Start Information shown

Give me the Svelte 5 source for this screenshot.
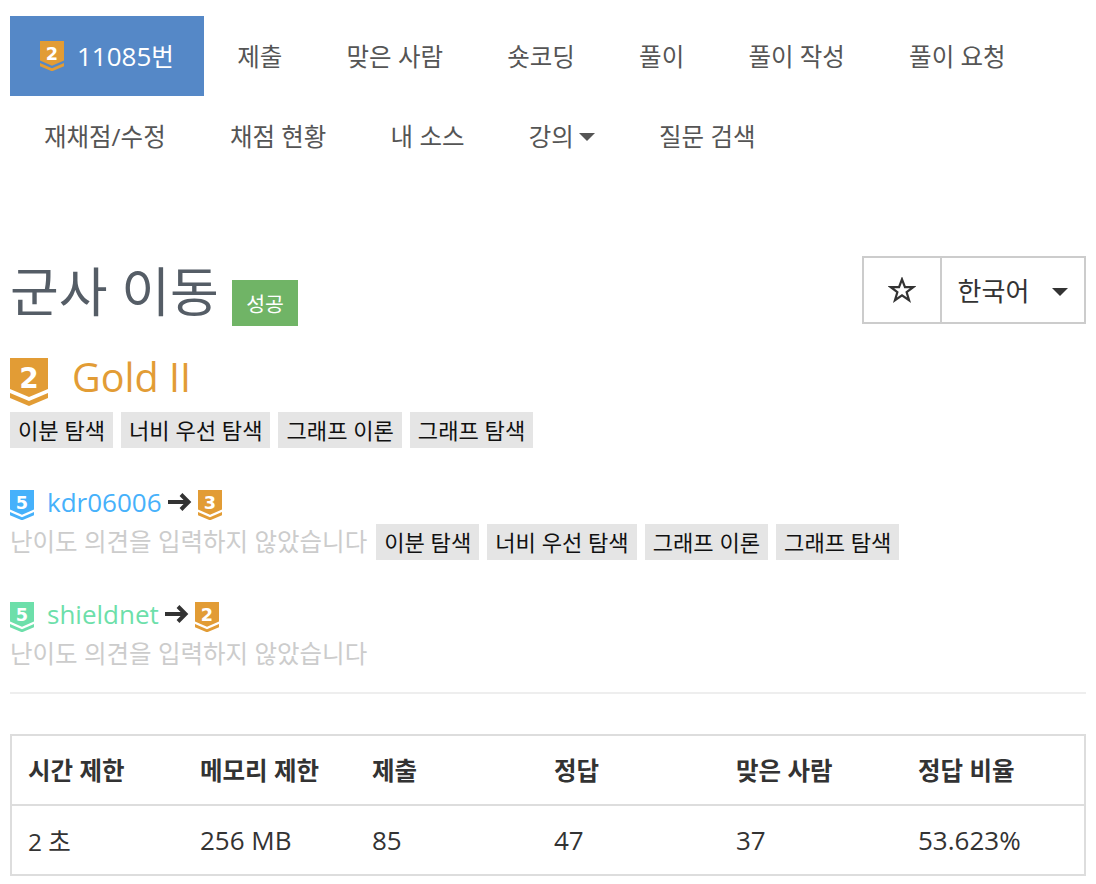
<script>
  const tabs = ['제출', '맞은 사람', '숏코딩', '풀이', '풀이 작성', '풀이 요청', '재채점/수정', '채점 현황', '내 소스'];
  const tags = ['이분 탐색', '너비 우선 탐색', '그래프 이론', '그래프 탐색'];
  const gold = '#e29c35';
  const blue = '#46b1fb';
  const green = '#6ddfaa';
  const headers = ['시간 제한', '메모리 제한', '제출', '정답', '맞은 사람', '정답 비율'];
  const values = ['2 초', '256 MB', '85', '47', '37', '53.623%'];
</script>

{#snippet badge(level, color, size)}
  <svg class="badge" width={size} height={size * 1.2632} viewBox="0 0 38 48">
    <path d="M0 0H38V31L19 39L0 31Z" fill={color} />
    <path d="M0 35L19 43L38 35V40L19 48L0 40Z" fill={color} />
    <text x="19" y="30" text-anchor="middle" fill="#fff">{level}</text>
  </svg>
{/snippet}

{#snippet arrow()}
  <svg class="arrow" width="24" height="20" viewBox="0 0 24 20">
    <path d="M0 10H20M13 2.5L20.5 10L13 17.5" fill="none" stroke="#333" stroke-width="4" />
  </svg>
{/snippet}

<div class="page">
  <nav class="tabs">
    <a class="tab active" href="#top">{@render badge(2, gold, 24)}<span><span class="num">11085</span>번</span></a>
    {#each tabs as t}
      <a class="tab" href="#top">{t}</a>
    {/each}
    <a class="tab" href="#top">강의<i class="caret"></i></a>
    <a class="tab" href="#top">질문 검색</a>
  </nav>

  <div class="head">
    <h1>군사 이동</h1>
    <span class="success">성공</span>
    <div class="btns">
      <button class="star" aria-label="즐겨찾기">
        <svg width="28" height="26" viewBox="0 0 30 28">
          <path d="M15 2.5L18.2 11H27L20 16.4L22.6 25L15 19.8L7.4 25L10 16.4L3 11H11.8Z" fill="none" stroke="#333" stroke-width="2.4" stroke-linejoin="miter" />
        </svg>
      </button>
      <button class="lang">한국어<i class="caret dark"></i></button>
    </div>
  </div>

  <div class="tier">
    {@render badge(2, gold, 38)}
    <span>Gold II</span>
  </div>
  <div class="tags">
    {#each tags as t}<span class="tag">{t}</span>{/each}
  </div>

  <div class="opinion first">
    {@render badge(5, blue, 24)}
    <span class="user" style="color:{blue}">kdr06006</span>
    {@render arrow()}
    {@render badge(3, gold, 24)}
  </div>
  <div class="note">
    <span class="none">난이도 의견을 입력하지 않았습니다</span>
    {#each tags as t}<span class="tag">{t}</span>{/each}
  </div>

  <div class="opinion">
    {@render badge(5, green, 24)}
    <span class="user" style="color:{green}">shieldnet</span>
    {@render arrow()}
    {@render badge(2, gold, 24)}
  </div>
  <div class="note">
    <span class="none">난이도 의견을 입력하지 않았습니다</span>
  </div>

  <hr />

  <div class="info">
    {#each headers as h}<div class="th">{h}</div>{/each}
    {#each values as v, i}<div class="td" class:num={i > 0}>{v}</div>{/each}
  </div>
</div>

<style>
  :global(body) {
    margin: 0;
    background: #fff;
    font-family: "Open Sans", "Noto Sans CJK KR", sans-serif;
    color: #333;
  }
  .page {
    padding: 16px 10px 0;
  }
  .num {
    font-size: 26px;
  }
  .tabs {
    display: flex;
    flex-wrap: wrap;
    width: 1076px;
  }
  .tab {
    height: 80px;
    display: flex;
    align-items: center;
    padding: 0 32.1px 2px;
    font-size: 24.5px;
    color: #555;
    text-decoration: none;
    box-sizing: border-box;
  }
  .tab.active {
    background: #5588c7;
    color: #fff;
    padding: 0 30px;
    gap: 13px;
  }
  .tab.active span {
    line-height: 1;
  }
  .tab:nth-child(2) {
    padding-left: 33.4px;
  }
  .tab:nth-child(8) {
    padding-left: 34px;
  }
  .caret {
    display: inline-block;
    width: 0;
    height: 0;
    margin: 4px 0 0 5px;
    border-top: 8px solid #555;
    border-left: 8px solid transparent;
    border-right: 8px solid transparent;
  }
  .caret.dark {
    border-top-color: #333;
    margin: 4px 0 0 23px;
  }
  .badge {
    display: block;
    flex: none;
  }
  .badge text {
    font-family: "DejaVu Sans", sans-serif;
    font-weight: 700;
    font-size: 28px;
  }
  .head {
    display: flex;
    align-items: flex-start;
    margin-top: 80px;
    height: 72px;
  }
  h1 {
    margin: 0;
    font-size: 53px;
    font-weight: 400;
    line-height: 72px;
    color: #555d66;
    flex: none;
    width: 208px;
    white-space: nowrap;
  }
  .success {
    margin: 24px 0 0 14px;
    width: 66px;
    height: 46px;
    display: flex;
    align-items: center;
    justify-content: center;
    background: #70b466;
    color: #fff;
    font-size: 20.5px;
  }
  .btns {
    display: flex;
    margin-left: auto;
    height: 68px;
    border: 2px solid #ccc;
    box-sizing: border-box;
  }
  .btns button {
    border: 0;
    background: #fff;
    color: #333;
    font: inherit;
    font-size: 26px;
    padding: 0;
    display: flex;
    align-items: center;
    justify-content: center;
  }
  .btns .star {
    width: 78px;
    border-right: 2px solid #ccc;
  }
  .lang {
    width: 142px;
  }
  .tier {
    display: flex;
    align-items: center;
    gap: 24px;
    margin-top: 30px;
    height: 48px;
    color: #e29c35;
    font-size: 39.5px;
    line-height: 48px;
  }
  .tier span {
    margin-top: -10px;
  }
  .tags {
    display: flex;
    gap: 8px;
    margin-top: 6px;
  }
  .tag {
    background: #e5e5e5;
    color: #111;
    font-size: 22.1px;
    height: 36px;
    line-height: 36px;
    padding: 0 8px;
    white-space: nowrap;
  }
  .opinion {
    display: flex;
    align-items: center;
    height: 30px;
    margin-top: 42px;
  }
  .user {
    margin-left: 13px;
    margin-right: 6px;
    font-size: 26px;
    line-height: 30px;
    margin-top: -6px;
  }
  .arrow {
    margin-right: 6px;
    margin-top: -6px;
  }
  .note {
    display: flex;
    align-items: center;
    gap: 8px;
    height: 36px;
    margin-top: 4px;
  }
  .none {
    color: #ccc;
    font-size: 24.5px;
    line-height: 36px;
    margin-right: 1px;
  }
  hr {
    border: 0;
    border-top: 2px solid #eee;
    margin: 20px 0 0;
  }
  .info {
    margin-top: 40px;
    display: grid;
    grid-template-columns: 172px 172px 182px 182px 182px 1fr;
    border: 2px solid #ddd;
  }
  .th, .td {
    padding: 0 16px;
    height: 68px;
    box-sizing: border-box;
    display: flex;
    align-items: center;
    font-size: 24.5px;
  }
  .th {
    font-weight: 700;
    height: 70px;
    padding-bottom: 2px;
    border-bottom: 2px solid #ddd;
  }
  .td.num {
    font-size: 26px;
  }
</style>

End Information shown

* _What is required_
Give an exact reproduction of every line, leaving out any picture.

* _Right answer_
Give me the Svelte 5 source for this screenshot.
<script>
  const tabs = ['제출', '맞은 사람', '숏코딩', '풀이', '풀이 작성', '풀이 요청', '재채점/수정', '채점 현황', '내 소스'];
  const tags = ['이분 탐색', '너비 우선 탐색', '그래프 이론', '그래프 탐색'];
  const gold = '#e29c35';
  const blue = '#46b1fb';
  const green = '#6ddfaa';
  const headers = ['시간 제한', '메모리 제한', '제출', '정답', '맞은 사람', '정답 비율'];
  const values = ['2 초', '256 MB', '85', '47', '37', '53.623%'];
</script>

{#snippet badge(level, color, size)}
  <svg class="badge" width={size} height={size * 1.2632} viewBox="0 0 38 48">
    <path d="M0 0H38V31L19 39L0 31Z" fill={color} />
    <path d="M0 35L19 43L38 35V40L19 48L0 40Z" fill={color} />
    <text x="19" y="30" text-anchor="middle" fill="#fff">{level}</text>
  </svg>
{/snippet}

{#snippet arrow()}
  <svg class="arrow" width="24" height="20" viewBox="0 0 24 20">
    <path d="M0 10H20M13 2.5L20.5 10L13 17.5" fill="none" stroke="#333" stroke-width="4" />
  </svg>
{/snippet}

<div class="page">
  <nav class="tabs">
    <a class="tab active" href="#top">{@render badge(2, gold, 24)}<span><span class="num">11085</span>번</span></a>
    {#each tabs as t}
      <a class="tab" href="#top">{t}</a>
    {/each}
    <a class="tab" href="#top">강의<i class="caret"></i></a>
    <a class="tab" href="#top">질문 검색</a>
  </nav>

  <div class="head">
    <h1>군사 이동</h1>
    <span class="success">성공</span>
    <div class="btns">
      <button class="star" aria-label="즐겨찾기">
        <svg width="28" height="26" viewBox="0 0 30 28">
          <path d="M15 2.5L18.2 11H27L20 16.4L22.6 25L15 19.8L7.4 25L10 16.4L3 11H11.8Z" fill="none" stroke="#333" stroke-width="2.4" stroke-linejoin="miter" />
        </svg>
      </button>
      <button class="lang">한국어<i class="caret dark"></i></button>
    </div>
  </div>

  <div class="tier">
    {@render badge(2, gold, 38)}
    <span>Gold II</span>
  </div>
  <div class="tags">
    {#each tags as t}<span class="tag">{t}</span>{/each}
  </div>

  <div class="opinion first">
    {@render badge(5, blue, 24)}
    <span class="user" style="color:{blue}">kdr06006</span>
    {@render arrow()}
    {@render badge(3, gold, 24)}
  </div>
  <div class="note">
    <span class="none">난이도 의견을 입력하지 않았습니다</span>
    {#each tags as t}<span class="tag">{t}</span>{/each}
  </div>

  <div class="opinion">
    {@render badge(5, green, 24)}
    <span class="user" style="color:{green}">shieldnet</span>
    {@render arrow()}
    {@render badge(2, gold, 24)}
  </div>
  <div class="note">
    <span class="none">난이도 의견을 입력하지 않았습니다</span>
  </div>

  <hr />

  <div class="info">
    {#each headers as h}<div class="th">{h}</div>{/each}
    {#each values as v, i}<div class="td" class:num={i > 0}>{v}</div>{/each}
  </div>
</div>

<style>
  :global(body) {
    margin: 0;
    background: #fff;
    font-family: "Open Sans", "Noto Sans CJK KR", sans-serif;
    color: #333;
  }
  .page {
    padding: 16px 10px 0;
  }
  .num {
    font-size: 26px;
  }
  .tabs {
    display: flex;
    flex-wrap: wrap;
    width: 1076px;
  }
  .tab {
    height: 80px;
    display: flex;
    align-items: center;
    padding: 0 32.1px 2px;
    font-size: 24.5px;
    color: #555;
    text-decoration: none;
    box-sizing: border-box;
  }
  .tab.active {
    background: #5588c7;
    color: #fff;
    padding: 0 30px;
    gap: 13px;
  }
  .tab.active span {
    line-height: 1;
  }
  .tab:nth-child(2) {
    padding-left: 33.4px;
  }
  .tab:nth-child(8) {
    padding-left: 34px;
  }
  .caret {
    display: inline-block;
    width: 0;
    height: 0;
    margin: 4px 0 0 5px;
    border-top: 8px solid #555;
    border-left: 8px solid transparent;
    border-right: 8px solid transparent;
  }
  .caret.dark {
    border-top-color: #333;
    margin: 4px 0 0 23px;
  }
  .badge {
    display: block;
    flex: none;
  }
  .badge text {
    font-family: "DejaVu Sans", sans-serif;
    font-weight: 700;
    font-size: 28px;
  }
  .head {
    display: flex;
    align-items: flex-start;
    margin-top: 80px;
    height: 72px;
  }
  h1 {
    margin: 0;
    font-size: 53px;
    font-weight: 400;
    line-height: 72px;
    color: #555d66;
    flex: none;
    width: 208px;
    white-space: nowrap;
  }
  .success {
    margin: 24px 0 0 14px;
    width: 66px;
    height: 46px;
    display: flex;
    align-items: center;
    justify-content: center;
    background: #70b466;
    color: #fff;
    font-size: 20.5px;
  }
  .btns {
    display: flex;
    margin-left: auto;
    height: 68px;
    border: 2px solid #ccc;
    box-sizing: border-box;
  }
  .btns button {
    border: 0;
    background: #fff;
    color: #333;
    font: inherit;
    font-size: 26px;
    padding: 0;
    display: flex;
    align-items: center;
    justify-content: center;
  }
  .btns .star {
    width: 78px;
    border-right: 2px solid #ccc;
  }
  .lang {
    width: 142px;
  }
  .tier {
    display: flex;
    align-items: center;
    gap: 24px;
    margin-top: 30px;
    height: 48px;
    color: #e29c35;
    font-size: 39.5px;
    line-height: 48px;
  }
  .tier span {
    margin-top: -10px;
  }
  .tags {
    display: flex;
    gap: 8px;
    margin-top: 6px;
  }
  .tag {
    background: #e5e5e5;
    color: #111;
    font-size: 22.1px;
    height: 36px;
    line-height: 36px;
    padding: 0 8px;
    white-space: nowrap;
  }
  .opinion {
    display: flex;
    align-items: center;
    height: 30px;
    margin-top: 42px;
  }
  .user {
    margin-left: 13px;
    margin-right: 6px;
    font-size: 26px;
    line-height: 30px;
    margin-top: -6px;
  }
  .arrow {
    margin-right: 6px;
    margin-top: -6px;
  }
  .note {
    display: flex;
    align-items: center;
    gap: 8px;
    height: 36px;
    margin-top: 4px;
  }
  .none {
    color: #ccc;
    font-size: 24.5px;
    line-height: 36px;
    margin-right: 1px;
  }
  hr {
    border: 0;
    border-top: 2px solid #eee;
    margin: 20px 0 0;
  }
  .info {
    margin-top: 40px;
    display: grid;
    grid-template-columns: 172px 172px 182px 182px 182px 1fr;
    border: 2px solid #ddd;
  }
  .th, .td {
    padding: 0 16px;
    height: 68px;
    box-sizing: border-box;
    display: flex;
    align-items: center;
    font-size: 24.5px;
  }
  .th {
    font-weight: 700;
    height: 70px;
    padding-bottom: 2px;
    border-bottom: 2px solid #ddd;
  }
  .td.num {
    font-size: 26px;
  }
</style>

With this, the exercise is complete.